Description of the task: Gather up every line from the entries below that uses the word "page".

>> begin

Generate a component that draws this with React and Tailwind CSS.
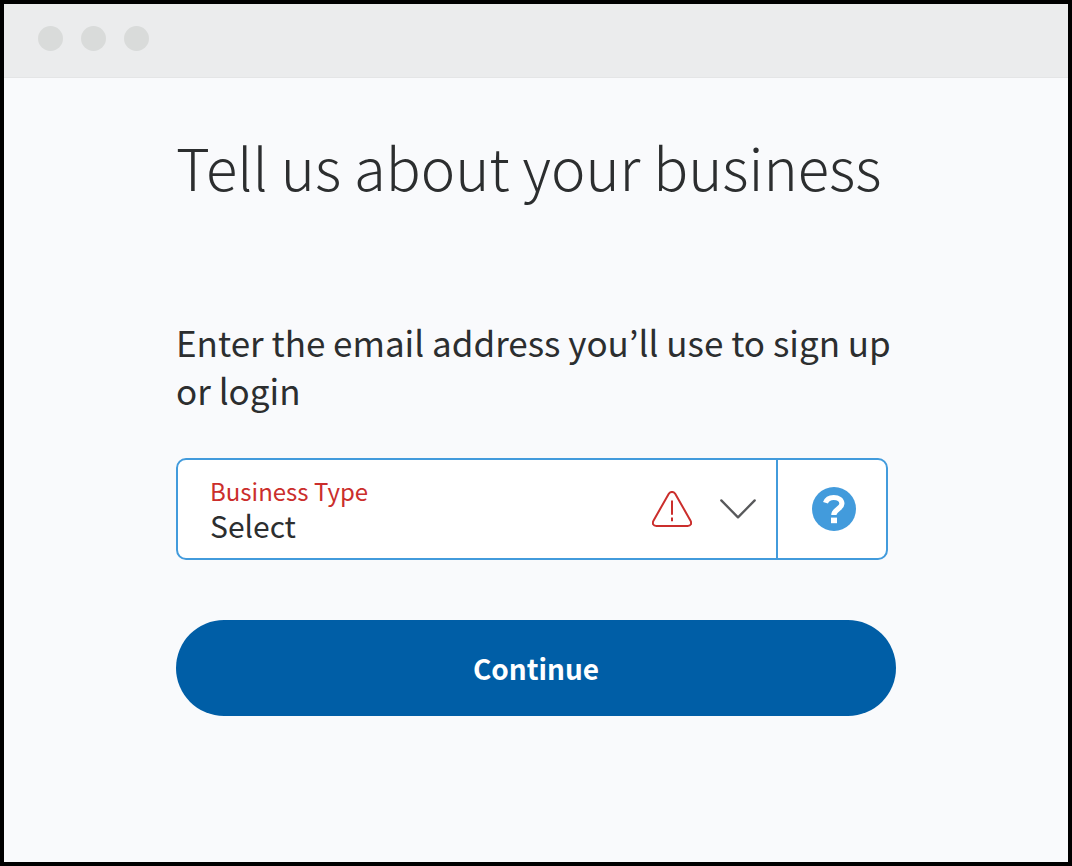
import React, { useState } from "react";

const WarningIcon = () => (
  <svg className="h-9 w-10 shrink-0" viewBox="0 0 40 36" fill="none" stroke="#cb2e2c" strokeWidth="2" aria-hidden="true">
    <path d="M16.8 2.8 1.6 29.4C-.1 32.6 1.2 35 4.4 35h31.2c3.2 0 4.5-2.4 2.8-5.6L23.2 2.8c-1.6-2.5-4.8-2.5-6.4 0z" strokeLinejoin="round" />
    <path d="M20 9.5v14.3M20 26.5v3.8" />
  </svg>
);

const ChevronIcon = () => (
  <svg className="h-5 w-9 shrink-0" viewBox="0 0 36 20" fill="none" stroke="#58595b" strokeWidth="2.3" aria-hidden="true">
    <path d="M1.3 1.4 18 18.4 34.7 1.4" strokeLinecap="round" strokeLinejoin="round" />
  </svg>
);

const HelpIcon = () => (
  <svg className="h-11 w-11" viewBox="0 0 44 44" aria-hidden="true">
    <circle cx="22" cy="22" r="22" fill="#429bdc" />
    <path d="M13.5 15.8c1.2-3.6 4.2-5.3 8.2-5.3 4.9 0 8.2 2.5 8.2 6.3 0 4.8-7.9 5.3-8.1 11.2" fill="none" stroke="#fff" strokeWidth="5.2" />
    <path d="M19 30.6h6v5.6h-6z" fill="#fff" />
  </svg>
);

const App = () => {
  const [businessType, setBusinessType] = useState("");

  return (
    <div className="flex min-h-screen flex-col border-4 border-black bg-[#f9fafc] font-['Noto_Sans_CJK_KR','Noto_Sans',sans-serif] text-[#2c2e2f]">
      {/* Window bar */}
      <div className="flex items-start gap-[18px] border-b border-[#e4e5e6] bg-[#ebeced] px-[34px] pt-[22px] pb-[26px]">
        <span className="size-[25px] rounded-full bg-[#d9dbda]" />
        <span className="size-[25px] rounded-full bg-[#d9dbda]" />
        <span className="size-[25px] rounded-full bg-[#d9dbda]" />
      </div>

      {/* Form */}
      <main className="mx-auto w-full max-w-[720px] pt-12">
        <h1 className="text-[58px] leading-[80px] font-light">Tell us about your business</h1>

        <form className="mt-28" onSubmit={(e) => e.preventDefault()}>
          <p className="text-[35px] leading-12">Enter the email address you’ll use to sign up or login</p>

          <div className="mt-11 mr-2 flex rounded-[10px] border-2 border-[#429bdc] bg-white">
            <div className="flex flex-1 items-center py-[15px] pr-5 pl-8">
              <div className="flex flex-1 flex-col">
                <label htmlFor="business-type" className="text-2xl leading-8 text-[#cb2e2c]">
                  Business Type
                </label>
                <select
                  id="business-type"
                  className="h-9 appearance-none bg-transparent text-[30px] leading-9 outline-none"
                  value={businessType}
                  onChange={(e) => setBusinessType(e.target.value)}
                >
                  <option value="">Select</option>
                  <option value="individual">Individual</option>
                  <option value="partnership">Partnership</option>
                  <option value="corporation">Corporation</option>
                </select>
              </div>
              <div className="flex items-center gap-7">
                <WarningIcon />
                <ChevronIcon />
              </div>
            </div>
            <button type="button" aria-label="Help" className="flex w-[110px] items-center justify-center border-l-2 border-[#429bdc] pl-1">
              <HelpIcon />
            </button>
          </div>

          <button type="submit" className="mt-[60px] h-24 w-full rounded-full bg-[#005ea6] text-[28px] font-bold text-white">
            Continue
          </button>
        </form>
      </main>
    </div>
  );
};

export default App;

>> end
>> begin

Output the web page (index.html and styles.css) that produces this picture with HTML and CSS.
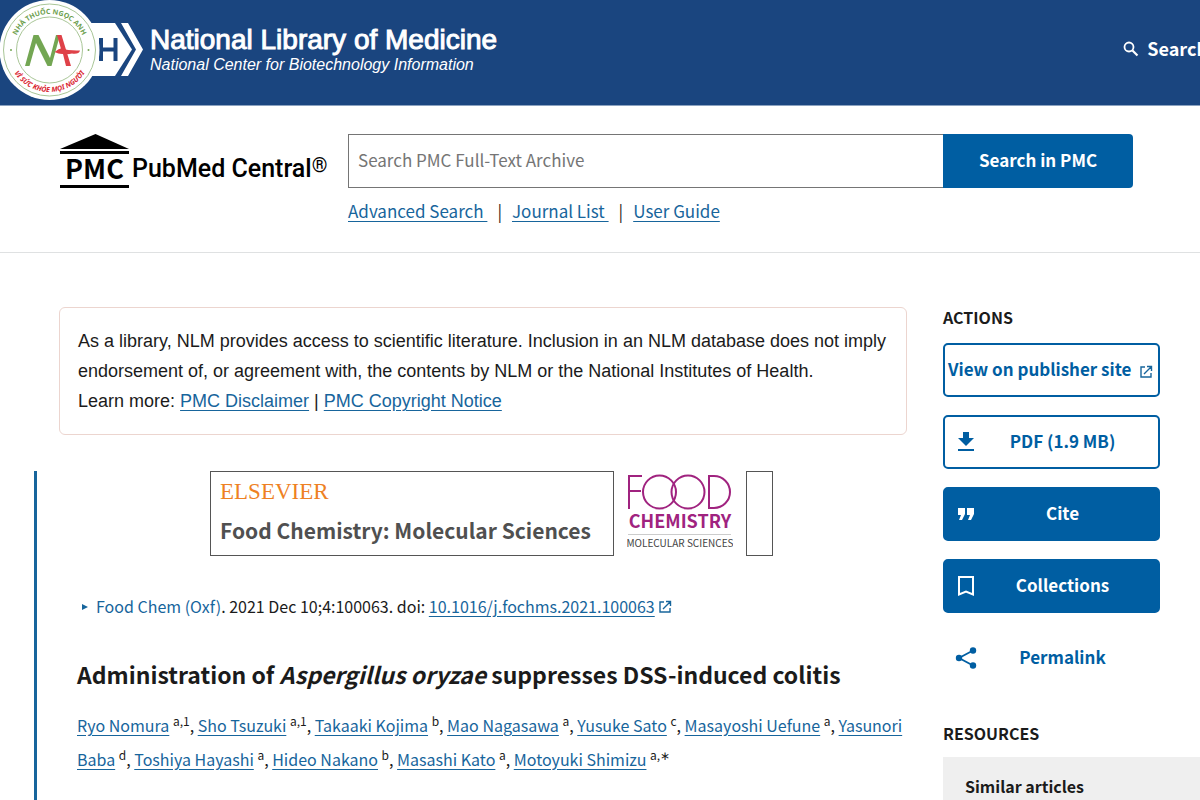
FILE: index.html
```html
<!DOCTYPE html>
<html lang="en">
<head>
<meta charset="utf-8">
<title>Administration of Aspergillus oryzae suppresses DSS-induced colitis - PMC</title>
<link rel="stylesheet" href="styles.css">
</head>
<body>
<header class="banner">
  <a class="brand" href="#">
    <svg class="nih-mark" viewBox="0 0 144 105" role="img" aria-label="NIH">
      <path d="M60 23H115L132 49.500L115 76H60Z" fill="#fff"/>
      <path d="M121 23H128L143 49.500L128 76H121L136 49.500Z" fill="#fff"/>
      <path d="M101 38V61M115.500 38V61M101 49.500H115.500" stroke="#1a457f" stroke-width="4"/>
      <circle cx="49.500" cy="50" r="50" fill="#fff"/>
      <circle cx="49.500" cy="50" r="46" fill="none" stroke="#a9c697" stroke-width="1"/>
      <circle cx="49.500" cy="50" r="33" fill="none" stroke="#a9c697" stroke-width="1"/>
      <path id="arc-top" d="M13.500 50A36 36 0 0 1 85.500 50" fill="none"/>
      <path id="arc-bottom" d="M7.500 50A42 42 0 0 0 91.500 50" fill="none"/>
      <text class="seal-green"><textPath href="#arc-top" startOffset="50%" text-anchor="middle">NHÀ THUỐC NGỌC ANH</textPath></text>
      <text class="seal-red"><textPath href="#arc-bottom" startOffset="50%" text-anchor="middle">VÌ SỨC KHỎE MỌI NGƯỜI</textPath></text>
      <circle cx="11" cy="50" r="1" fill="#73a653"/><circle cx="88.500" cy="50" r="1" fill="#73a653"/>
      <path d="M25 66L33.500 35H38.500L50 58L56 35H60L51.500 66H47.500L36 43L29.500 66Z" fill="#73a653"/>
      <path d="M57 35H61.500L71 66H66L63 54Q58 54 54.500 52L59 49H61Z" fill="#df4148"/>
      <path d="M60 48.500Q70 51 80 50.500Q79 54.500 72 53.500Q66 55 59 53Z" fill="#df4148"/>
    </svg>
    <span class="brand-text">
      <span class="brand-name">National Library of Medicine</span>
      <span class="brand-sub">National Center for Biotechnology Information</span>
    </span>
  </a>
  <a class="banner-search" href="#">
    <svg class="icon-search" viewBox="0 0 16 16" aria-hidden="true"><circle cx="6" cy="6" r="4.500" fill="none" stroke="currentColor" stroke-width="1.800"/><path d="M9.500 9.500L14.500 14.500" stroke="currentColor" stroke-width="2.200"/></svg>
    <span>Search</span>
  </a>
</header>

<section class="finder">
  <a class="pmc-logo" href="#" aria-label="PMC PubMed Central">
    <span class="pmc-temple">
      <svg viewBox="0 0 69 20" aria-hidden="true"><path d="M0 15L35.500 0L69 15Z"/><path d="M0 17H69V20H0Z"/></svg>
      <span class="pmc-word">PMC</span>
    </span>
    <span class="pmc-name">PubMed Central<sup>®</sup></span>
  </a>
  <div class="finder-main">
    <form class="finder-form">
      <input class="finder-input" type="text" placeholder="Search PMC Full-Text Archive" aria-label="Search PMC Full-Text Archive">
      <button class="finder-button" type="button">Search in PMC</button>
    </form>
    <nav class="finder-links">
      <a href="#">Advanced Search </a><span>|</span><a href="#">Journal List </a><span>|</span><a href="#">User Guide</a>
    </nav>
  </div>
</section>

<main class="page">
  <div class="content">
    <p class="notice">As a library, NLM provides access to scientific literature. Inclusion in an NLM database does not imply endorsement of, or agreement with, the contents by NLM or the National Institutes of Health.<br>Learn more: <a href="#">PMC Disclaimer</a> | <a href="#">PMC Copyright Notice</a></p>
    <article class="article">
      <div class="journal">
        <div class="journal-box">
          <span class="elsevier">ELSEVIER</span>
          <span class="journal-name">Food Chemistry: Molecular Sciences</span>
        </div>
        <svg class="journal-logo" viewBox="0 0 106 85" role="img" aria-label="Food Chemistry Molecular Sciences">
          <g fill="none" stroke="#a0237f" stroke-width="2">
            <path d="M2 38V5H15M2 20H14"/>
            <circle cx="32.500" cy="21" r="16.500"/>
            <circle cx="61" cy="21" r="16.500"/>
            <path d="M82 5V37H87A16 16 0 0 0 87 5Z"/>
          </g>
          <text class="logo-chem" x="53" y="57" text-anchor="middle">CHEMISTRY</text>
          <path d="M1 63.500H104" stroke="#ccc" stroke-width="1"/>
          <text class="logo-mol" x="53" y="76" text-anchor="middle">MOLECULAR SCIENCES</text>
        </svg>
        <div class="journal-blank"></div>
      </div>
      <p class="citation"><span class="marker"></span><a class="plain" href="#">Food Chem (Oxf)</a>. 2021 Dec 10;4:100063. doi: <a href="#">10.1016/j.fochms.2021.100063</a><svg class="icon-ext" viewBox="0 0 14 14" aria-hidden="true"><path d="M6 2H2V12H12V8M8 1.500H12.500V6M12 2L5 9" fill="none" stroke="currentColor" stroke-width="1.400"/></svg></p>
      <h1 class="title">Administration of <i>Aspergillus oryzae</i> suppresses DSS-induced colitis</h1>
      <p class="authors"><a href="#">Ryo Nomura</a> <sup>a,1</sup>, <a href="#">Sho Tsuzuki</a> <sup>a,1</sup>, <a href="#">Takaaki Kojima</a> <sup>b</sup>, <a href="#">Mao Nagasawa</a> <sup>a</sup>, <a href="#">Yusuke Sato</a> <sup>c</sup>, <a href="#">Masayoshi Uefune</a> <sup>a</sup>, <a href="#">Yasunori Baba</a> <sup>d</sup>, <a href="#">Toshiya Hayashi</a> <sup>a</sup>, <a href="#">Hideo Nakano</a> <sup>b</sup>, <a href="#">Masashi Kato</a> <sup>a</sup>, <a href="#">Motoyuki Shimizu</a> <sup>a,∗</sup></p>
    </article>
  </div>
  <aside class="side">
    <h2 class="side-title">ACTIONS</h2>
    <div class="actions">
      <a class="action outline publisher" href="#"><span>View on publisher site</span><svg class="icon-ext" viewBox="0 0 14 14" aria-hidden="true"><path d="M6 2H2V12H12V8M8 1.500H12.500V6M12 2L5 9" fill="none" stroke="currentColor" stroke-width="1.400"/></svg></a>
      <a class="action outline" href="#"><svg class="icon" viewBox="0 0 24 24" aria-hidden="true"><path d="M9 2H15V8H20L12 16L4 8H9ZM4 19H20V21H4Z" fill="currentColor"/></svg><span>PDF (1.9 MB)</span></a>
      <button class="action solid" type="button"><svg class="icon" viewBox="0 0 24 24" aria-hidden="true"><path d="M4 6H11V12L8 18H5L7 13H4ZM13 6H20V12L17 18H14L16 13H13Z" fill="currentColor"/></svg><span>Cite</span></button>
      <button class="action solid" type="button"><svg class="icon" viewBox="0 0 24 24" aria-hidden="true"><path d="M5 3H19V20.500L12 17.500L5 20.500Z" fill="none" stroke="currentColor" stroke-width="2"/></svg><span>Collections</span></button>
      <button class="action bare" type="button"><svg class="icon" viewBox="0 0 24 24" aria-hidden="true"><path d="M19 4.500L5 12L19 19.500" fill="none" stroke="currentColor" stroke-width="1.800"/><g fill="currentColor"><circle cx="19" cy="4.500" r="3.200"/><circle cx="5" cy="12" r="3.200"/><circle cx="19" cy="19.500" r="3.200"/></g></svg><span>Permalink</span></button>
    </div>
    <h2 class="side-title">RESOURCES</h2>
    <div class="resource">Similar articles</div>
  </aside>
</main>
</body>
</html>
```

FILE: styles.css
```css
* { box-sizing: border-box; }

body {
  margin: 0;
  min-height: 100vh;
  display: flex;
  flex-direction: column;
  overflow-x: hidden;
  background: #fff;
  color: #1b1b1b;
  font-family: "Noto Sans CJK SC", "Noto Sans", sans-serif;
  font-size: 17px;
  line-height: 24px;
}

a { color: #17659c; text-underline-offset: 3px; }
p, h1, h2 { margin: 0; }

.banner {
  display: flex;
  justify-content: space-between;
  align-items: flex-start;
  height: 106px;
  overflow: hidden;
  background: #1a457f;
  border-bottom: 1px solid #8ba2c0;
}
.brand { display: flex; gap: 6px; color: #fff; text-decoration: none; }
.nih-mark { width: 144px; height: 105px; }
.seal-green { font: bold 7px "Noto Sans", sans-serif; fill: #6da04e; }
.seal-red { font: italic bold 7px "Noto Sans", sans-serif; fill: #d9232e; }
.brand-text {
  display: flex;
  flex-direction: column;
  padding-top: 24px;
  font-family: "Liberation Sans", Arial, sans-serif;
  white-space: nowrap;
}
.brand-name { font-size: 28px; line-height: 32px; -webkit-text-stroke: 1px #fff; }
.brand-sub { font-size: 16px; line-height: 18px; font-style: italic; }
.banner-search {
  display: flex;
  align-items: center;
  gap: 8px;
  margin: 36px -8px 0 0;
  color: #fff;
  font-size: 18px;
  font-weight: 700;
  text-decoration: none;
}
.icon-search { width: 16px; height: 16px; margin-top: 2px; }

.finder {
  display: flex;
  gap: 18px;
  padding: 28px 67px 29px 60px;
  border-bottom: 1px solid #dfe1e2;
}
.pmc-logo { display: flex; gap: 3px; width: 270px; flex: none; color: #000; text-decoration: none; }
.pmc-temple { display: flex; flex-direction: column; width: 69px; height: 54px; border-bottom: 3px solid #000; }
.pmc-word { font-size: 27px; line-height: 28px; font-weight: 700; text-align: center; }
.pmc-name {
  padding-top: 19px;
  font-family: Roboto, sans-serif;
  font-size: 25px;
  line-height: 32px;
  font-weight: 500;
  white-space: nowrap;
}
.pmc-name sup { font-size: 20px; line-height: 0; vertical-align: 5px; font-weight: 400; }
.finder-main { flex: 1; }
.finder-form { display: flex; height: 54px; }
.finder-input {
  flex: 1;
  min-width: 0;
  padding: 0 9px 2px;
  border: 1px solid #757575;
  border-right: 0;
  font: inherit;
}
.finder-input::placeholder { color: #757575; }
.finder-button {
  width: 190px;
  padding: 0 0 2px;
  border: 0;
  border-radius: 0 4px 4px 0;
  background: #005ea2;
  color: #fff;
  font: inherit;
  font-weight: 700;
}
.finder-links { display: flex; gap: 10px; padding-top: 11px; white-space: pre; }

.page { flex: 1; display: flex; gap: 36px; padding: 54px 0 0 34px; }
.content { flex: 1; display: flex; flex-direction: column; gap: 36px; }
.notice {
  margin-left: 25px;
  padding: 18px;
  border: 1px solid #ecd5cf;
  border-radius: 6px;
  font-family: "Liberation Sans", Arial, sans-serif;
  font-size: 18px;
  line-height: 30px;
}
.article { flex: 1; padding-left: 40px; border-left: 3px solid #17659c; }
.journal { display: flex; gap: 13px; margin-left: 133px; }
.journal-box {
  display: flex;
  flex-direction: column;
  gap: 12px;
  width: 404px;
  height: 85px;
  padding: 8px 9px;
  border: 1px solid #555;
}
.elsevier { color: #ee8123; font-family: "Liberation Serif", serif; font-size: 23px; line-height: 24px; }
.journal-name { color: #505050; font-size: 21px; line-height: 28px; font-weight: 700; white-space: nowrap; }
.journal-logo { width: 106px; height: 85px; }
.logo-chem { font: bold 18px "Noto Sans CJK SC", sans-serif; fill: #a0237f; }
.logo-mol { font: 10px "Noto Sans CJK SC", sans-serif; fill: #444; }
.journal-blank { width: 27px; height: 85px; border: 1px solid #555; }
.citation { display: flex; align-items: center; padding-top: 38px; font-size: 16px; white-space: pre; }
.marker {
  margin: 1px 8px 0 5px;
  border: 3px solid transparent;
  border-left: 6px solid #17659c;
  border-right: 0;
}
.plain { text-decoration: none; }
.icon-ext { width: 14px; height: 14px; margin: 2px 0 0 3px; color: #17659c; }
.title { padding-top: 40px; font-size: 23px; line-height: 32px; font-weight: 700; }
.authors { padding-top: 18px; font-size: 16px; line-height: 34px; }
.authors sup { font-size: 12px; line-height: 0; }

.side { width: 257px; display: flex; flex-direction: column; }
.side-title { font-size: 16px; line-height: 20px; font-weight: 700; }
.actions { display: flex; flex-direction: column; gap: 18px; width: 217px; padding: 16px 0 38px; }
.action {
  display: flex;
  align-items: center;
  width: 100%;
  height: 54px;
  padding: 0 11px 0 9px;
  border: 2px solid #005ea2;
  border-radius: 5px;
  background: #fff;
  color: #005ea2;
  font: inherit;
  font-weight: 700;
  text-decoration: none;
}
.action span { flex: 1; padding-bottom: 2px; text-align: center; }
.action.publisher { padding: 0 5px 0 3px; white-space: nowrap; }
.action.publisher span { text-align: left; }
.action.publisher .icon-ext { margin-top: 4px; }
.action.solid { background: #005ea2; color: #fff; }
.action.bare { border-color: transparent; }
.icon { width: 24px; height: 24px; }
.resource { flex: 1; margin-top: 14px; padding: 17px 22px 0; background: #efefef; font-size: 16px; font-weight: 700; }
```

>> end

Solution to this exercise:
Output the web page (index.html and styles.css) that produces this picture with HTML and CSS.
<main class="page">
.page { flex: 1; display: flex; gap: 36px; padding: 54px 0 0 34px; }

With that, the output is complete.